WHAT TO PRODUCE
Omit all pictures. Copy the rest of the material exactly.

INFORMATION SUPPLIED
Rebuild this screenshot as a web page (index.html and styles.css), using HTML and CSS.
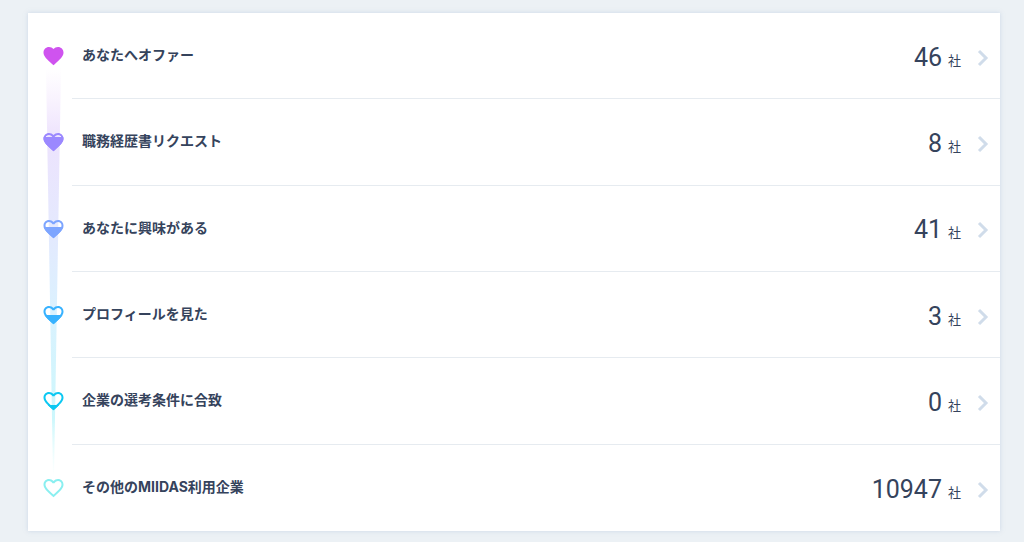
FILE: index.html
```html
<!DOCTYPE html>
<html lang="ja">
<head>
    <meta charset="UTF-8">
    <meta name="viewport" content="width=device-width, initial-scale=1.0">
    <title>MIIDAS</title>
    <link rel="stylesheet" href="styles.css">
</head>
<body>
    <!-- Heart shapes shared by every row -->
    <svg class="defs" width="0" height="0" aria-hidden="true">
        <defs>
            <path id="heart-solid" d="M12 21.35l-1.45-1.32C5.4 15.36 2 12.28 2 8.5 2 5.42 4.42 3 7.5 3c1.74 0 3.41.81 4.5 2.09C13.09 3.81 14.76 3 16.5 3 19.58 3 22 5.42 22 8.5c0 3.78-3.4 6.86-8.55 11.54L12 21.35z"/>
            <path id="heart-line" d="M16.5 3c-1.74 0-3.41.81-4.5 2.09C10.91 3.81 9.24 3 7.5 3 4.42 3 2 5.42 2 8.5c0 3.78 3.4 6.86 8.55 11.54L12 21.35l1.45-1.32C18.6 15.36 22 12.28 22 8.5 22 5.42 19.58 3 16.5 3zm-4.4 15.55l-.1.1-.1-.1C7.14 14.24 4 11.39 4 8.5 4 6.5 5.5 5 7.5 5c1.54 0 3.04.99 3.57 2.36h1.87C13.46 5.99 14.96 5 16.5 5c2 0 3.5 1.5 3.5 3.5 0 2.89-3.14 5.74-7.9 10.05z"/>
            <clipPath id="fill-80"><rect x="0" y="7" width="24" height="17"/></clipPath>
            <clipPath id="fill-60"><rect x="0" y="10" width="24" height="14"/></clipPath>
            <clipPath id="fill-40"><rect x="0" y="12" width="24" height="12"/></clipPath>
            <clipPath id="fill-20"><rect x="0" y="16" width="24" height="8"/></clipPath>
        </defs>
    </svg>

    <main class="card">
        <svg class="beam" viewBox="0 0 15 404" preserveAspectRatio="none" aria-hidden="true">
            <defs>
                <linearGradient id="beam-color" x1="0" y1="0" x2="0" y2="1">
                    <stop offset="0" stop-color="#f3e5fd" stop-opacity="0"/>
                    <stop offset="0.17" stop-color="#ede3fd"/>
                    <stop offset="0.4" stop-color="#e4e9fe"/>
                    <stop offset="0.62" stop-color="#d9f2fe"/>
                    <stop offset="0.86" stop-color="#ccf7fc"/>
                    <stop offset="1" stop-color="#d8fbfb" stop-opacity="0"/>
                </linearGradient>
            </defs>
            <path d="M0 0H15L8 404H7z" fill="url(#beam-color)"/>
        </svg>

        <a class="row offer" href="#">
            <svg class="heart" viewBox="-0.5 0 25 24" aria-hidden="true"><use href="#heart-solid"/></svg>
            <span class="body">
                <span class="label">あなたへオファー</span>
                <span class="count"><span class="number">46</span><span class="unit">社</span></span>
                <svg class="arrow" viewBox="0 0 12 18" aria-hidden="true"><path d="M2 2l7 7-7 7"/></svg>
            </span>
        </a>
        <a class="row request" href="#">
            <svg class="heart" viewBox="-0.5 0 25 24" aria-hidden="true">
                <use href="#heart-line"/>
                <use href="#heart-solid" clip-path="url(#fill-80)"/>
            </svg>
            <span class="body">
                <span class="label">職務経歴書リクエスト</span>
                <span class="count"><span class="number">8</span><span class="unit">社</span></span>
                <svg class="arrow" viewBox="0 0 12 18" aria-hidden="true"><path d="M2 2l7 7-7 7"/></svg>
            </span>
        </a>
        <a class="row interest" href="#">
            <svg class="heart" viewBox="-0.5 0 25 24" aria-hidden="true">
                <use href="#heart-line"/>
                <use href="#heart-solid" clip-path="url(#fill-60)"/>
            </svg>
            <span class="body">
                <span class="label">あなたに興味がある</span>
                <span class="count"><span class="number">41</span><span class="unit">社</span></span>
                <svg class="arrow" viewBox="0 0 12 18" aria-hidden="true"><path d="M2 2l7 7-7 7"/></svg>
            </span>
        </a>
        <a class="row viewed" href="#">
            <svg class="heart" viewBox="-0.5 0 25 24" aria-hidden="true">
                <use href="#heart-line"/>
                <use href="#heart-solid" clip-path="url(#fill-40)"/>
            </svg>
            <span class="body">
                <span class="label">プロフィールを見た</span>
                <span class="count"><span class="number">3</span><span class="unit">社</span></span>
                <svg class="arrow" viewBox="0 0 12 18" aria-hidden="true"><path d="M2 2l7 7-7 7"/></svg>
            </span>
        </a>
        <a class="row matched" href="#">
            <svg class="heart" viewBox="-0.5 0 25 24" aria-hidden="true">
                <use href="#heart-line"/>
                <use href="#heart-solid" clip-path="url(#fill-20)"/>
            </svg>
            <span class="body">
                <span class="label">企業の選考条件に合致</span>
                <span class="count"><span class="number">0</span><span class="unit">社</span></span>
                <svg class="arrow" viewBox="0 0 12 18" aria-hidden="true"><path d="M2 2l7 7-7 7"/></svg>
            </span>
        </a>
        <a class="row other" href="#">
            <svg class="heart" viewBox="-0.5 0 25 24" aria-hidden="true"><use href="#heart-line"/></svg>
            <span class="body">
                <span class="label">その他のMIIDAS利用企業</span>
                <span class="count"><span class="number">10947</span><span class="unit">社</span></span>
                <svg class="arrow" viewBox="0 0 12 18" aria-hidden="true"><path d="M2 2l7 7-7 7"/></svg>
            </span>
        </a>
    </main>
</body>
</html>
```
FILE: styles.css
```css
* {
    margin: 0;
    padding: 0;
    box-sizing: border-box;
}

body {
    min-height: 100vh;
    padding: 13px 24px 11px 28px;
    display: flex;
    background: #ecf1f5;
    color: #35435c;
    font-family: Inter, "Noto Sans CJK JP", sans-serif;
}

.defs {
    position: absolute;
}

/* --- Card --- */
.card {
    position: relative;
    flex: 1;
    display: grid;
    grid-auto-rows: 1fr;
    background: #fff;
    box-shadow: 0 0 4px rgba(170, 190, 215, 0.5);
}

/* Tapered band that runs behind the hearts */
.beam {
    position: absolute;
    left: 18px;
    top: 55px;
    width: 15px;
    height: calc(100% - 110px);
}

/* --- Rows --- */
.row {
    position: relative;
    display: flex;
    align-items: center;
    padding-left: 13px;
    color: inherit;
    text-decoration: none;
}

.heart {
    flex: none;
    width: 25px;
    height: 24px;
    fill: currentColor;
}

.offer .heart { color: #cf53ef; }
.request .heart { color: #9b88ff; }
.interest .heart { color: #7da5ff; }
.viewed .heart { color: #38b2ff; }
.matched .heart { color: #0cc8f2; }
.other .heart { color: #8aeff0; }

.body {
    flex: 1;
    align-self: stretch;
    display: flex;
    align-items: center;
    margin-left: 6px;
    padding: 18px 11px 14px 10px;
    border-bottom: 1px solid #e6ebf0;
}

.row:last-child .body {
    border-bottom: 0;
}

.label {
    flex: 1;
    padding-bottom: 5px;
    font-size: 14px;
    font-weight: bold;
    line-height: 20px;
}

.count {
    display: flex;
    align-items: center;
    gap: 6px;
}

.number {
    font-family: Roboto, sans-serif;
    font-size: 25px;
    line-height: 36px;
}

.unit {
    padding-top: 4px;
    font-size: 13px;
    line-height: 20px;
}

.arrow {
    flex: none;
    width: 12px;
    height: 18px;
    margin-left: 16px;
    fill: none;
    stroke: #d0dcea;
    stroke-width: 3;
}
```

FINISHED EXERCISE
Rebuild this screenshot as a web page (index.html and styles.css), using HTML and CSS.
FILE: index.html
```html
<!DOCTYPE html>
<html lang="ja">
<head>
    <meta charset="UTF-8">
    <meta name="viewport" content="width=device-width, initial-scale=1.0">
    <title>MIIDAS</title>
    <link rel="stylesheet" href="styles.css">
</head>
<body>
    <!-- Heart shapes shared by every row -->
    <svg class="defs" width="0" height="0" aria-hidden="true">
        <defs>
            <path id="heart-solid" d="M12 21.35l-1.45-1.32C5.4 15.36 2 12.28 2 8.5 2 5.42 4.42 3 7.5 3c1.74 0 3.41.81 4.5 2.09C13.09 3.81 14.76 3 16.5 3 19.58 3 22 5.42 22 8.5c0 3.78-3.4 6.86-8.55 11.54L12 21.35z"/>
            <path id="heart-line" d="M16.5 3c-1.74 0-3.41.81-4.5 2.09C10.91 3.81 9.24 3 7.5 3 4.42 3 2 5.42 2 8.5c0 3.78 3.4 6.86 8.55 11.54L12 21.35l1.45-1.32C18.6 15.36 22 12.28 22 8.5 22 5.42 19.58 3 16.5 3zm-4.4 15.55l-.1.1-.1-.1C7.14 14.24 4 11.39 4 8.5 4 6.5 5.5 5 7.5 5c1.54 0 3.04.99 3.57 2.36h1.87C13.46 5.99 14.96 5 16.5 5c2 0 3.5 1.5 3.5 3.5 0 2.89-3.14 5.74-7.9 10.05z"/>
            <clipPath id="fill-80"><rect x="0" y="7" width="24" height="17"/></clipPath>
            <clipPath id="fill-60"><rect x="0" y="10" width="24" height="14"/></clipPath>
            <clipPath id="fill-40"><rect x="0" y="12" width="24" height="12"/></clipPath>
            <clipPath id="fill-20"><rect x="0" y="16" width="24" height="8"/></clipPath>
        </defs>
    </svg>

    <main class="card">
        <svg class="beam" viewBox="0 0 15 404" preserveAspectRatio="none" aria-hidden="true">
            <defs>
                <linearGradient id="beam-color" x1="0" y1="0" x2="0" y2="1">
                    <stop offset="0" stop-color="#f3e5fd" stop-opacity="0"/>
                    <stop offset="0.17" stop-color="#ede3fd"/>
                    <stop offset="0.4" stop-color="#e4e9fe"/>
                    <stop offset="0.62" stop-color="#d9f2fe"/>
                    <stop offset="0.86" stop-color="#ccf7fc"/>
                    <stop offset="1" stop-color="#d8fbfb" stop-opacity="0"/>
                </linearGradient>
            </defs>
            <path d="M0 0H15L8 404H7z" fill="url(#beam-color)"/>
        </svg>

        <a class="row offer" href="#">
            <svg class="heart" viewBox="-0.5 0 25 24" aria-hidden="true"><use href="#heart-solid"/></svg>
            <span class="body">
                <span class="label">あなたへオファー</span>
                <span class="count"><span class="number">46</span><span class="unit">社</span></span>
                <svg class="arrow" viewBox="0 0 12 18" aria-hidden="true"><path d="M2 2l7 7-7 7"/></svg>
            </span>
        </a>
        <a class="row request" href="#">
            <svg class="heart" viewBox="-0.5 0 25 24" aria-hidden="true">
                <use href="#heart-line"/>
                <use href="#heart-solid" clip-path="url(#fill-80)"/>
            </svg>
            <span class="body">
                <span class="label">職務経歴書リクエスト</span>
                <span class="count"><span class="number">8</span><span class="unit">社</span></span>
                <svg class="arrow" viewBox="0 0 12 18" aria-hidden="true"><path d="M2 2l7 7-7 7"/></svg>
            </span>
        </a>
        <a class="row interest" href="#">
            <svg class="heart" viewBox="-0.5 0 25 24" aria-hidden="true">
                <use href="#heart-line"/>
                <use href="#heart-solid" clip-path="url(#fill-60)"/>
            </svg>
            <span class="body">
                <span class="label">あなたに興味がある</span>
                <span class="count"><span class="number">41</span><span class="unit">社</span></span>
                <svg class="arrow" viewBox="0 0 12 18" aria-hidden="true"><path d="M2 2l7 7-7 7"/></svg>
            </span>
        </a>
        <a class="row viewed" href="#">
            <svg class="heart" viewBox="-0.5 0 25 24" aria-hidden="true">
                <use href="#heart-line"/>
                <use href="#heart-solid" clip-path="url(#fill-40)"/>
            </svg>
            <span class="body">
                <span class="label">プロフィールを見た</span>
                <span class="count"><span class="number">3</span><span class="unit">社</span></span>
                <svg class="arrow" viewBox="0 0 12 18" aria-hidden="true"><path d="M2 2l7 7-7 7"/></svg>
            </span>
        </a>
        <a class="row matched" href="#">
            <svg class="heart" viewBox="-0.5 0 25 24" aria-hidden="true">
                <use href="#heart-line"/>
                <use href="#heart-solid" clip-path="url(#fill-20)"/>
            </svg>
            <span class="body">
                <span class="label">企業の選考条件に合致</span>
                <span class="count"><span class="number">0</span><span class="unit">社</span></span>
                <svg class="arrow" viewBox="0 0 12 18" aria-hidden="true"><path d="M2 2l7 7-7 7"/></svg>
            </span>
        </a>
        <a class="row other" href="#">
            <svg class="heart" viewBox="-0.5 0 25 24" aria-hidden="true"><use href="#heart-line"/></svg>
            <span class="body">
                <span class="label">その他のMIIDAS利用企業</span>
                <span class="count"><span class="number">10947</span><span class="unit">社</span></span>
                <svg class="arrow" viewBox="0 0 12 18" aria-hidden="true"><path d="M2 2l7 7-7 7"/></svg>
            </span>
        </a>
    </main>
</body>
</html>
```
FILE: styles.css
```css
* {
    margin: 0;
    padding: 0;
    box-sizing: border-box;
}

body {
    min-height: 100vh;
    padding: 13px 24px 11px 28px;
    display: flex;
    background: #ecf1f5;
    color: #35435c;
    font-family: Inter, "Noto Sans CJK JP", sans-serif;
}

.defs {
    position: absolute;
}

/* --- Card --- */
.card {
    position: relative;
    flex: 1;
    display: grid;
    grid-auto-rows: 1fr;
    background: #fff;
    box-shadow: 0 0 4px rgba(170, 190, 215, 0.5);
}

/* Tapered band that runs behind the hearts */
.beam {
    position: absolute;
    left: 18px;
    top: 55px;
    width: 15px;
    height: calc(100% - 110px);
}

/* --- Rows --- */
.row {
    position: relative;
    display: flex;
    align-items: center;
    padding-left: 13px;
    color: inherit;
    text-decoration: none;
}

.heart {
    flex: none;
    width: 25px;
    height: 24px;
    fill: currentColor;
}

.offer .heart { color: #cf53ef; }
.request .heart { color: #9b88ff; }
.interest .heart { color: #7da5ff; }
.viewed .heart { color: #38b2ff; }
.matched .heart { color: #0cc8f2; }
.other .heart { color: #8aeff0; }

.body {
    flex: 1;
    align-self: stretch;
    display: flex;
    align-items: center;
    margin-left: 6px;
    padding: 18px 11px 14px 10px;
    border-bottom: 1px solid #e6ebf0;
}

.row:last-child .body {
    border-bottom: 0;
}

.label {
    flex: 1;
    padding-bottom: 5px;
    font-size: 14px;
    font-weight: bold;
    line-height: 20px;
}

.count {
    display: flex;
    align-items: center;
    gap: 6px;
}

.number {
    font-family: Roboto, sans-serif;
    font-size: 25px;
    line-height: 36px;
}

.unit {
    padding-top: 4px;
    font-size: 13px;
    line-height: 20px;
}

.arrow {
    flex: none;
    width: 12px;
    height: 18px;
    margin-left: 16px;
    fill: none;
    stroke: #d0dcea;
    stroke-width: 3;
}
```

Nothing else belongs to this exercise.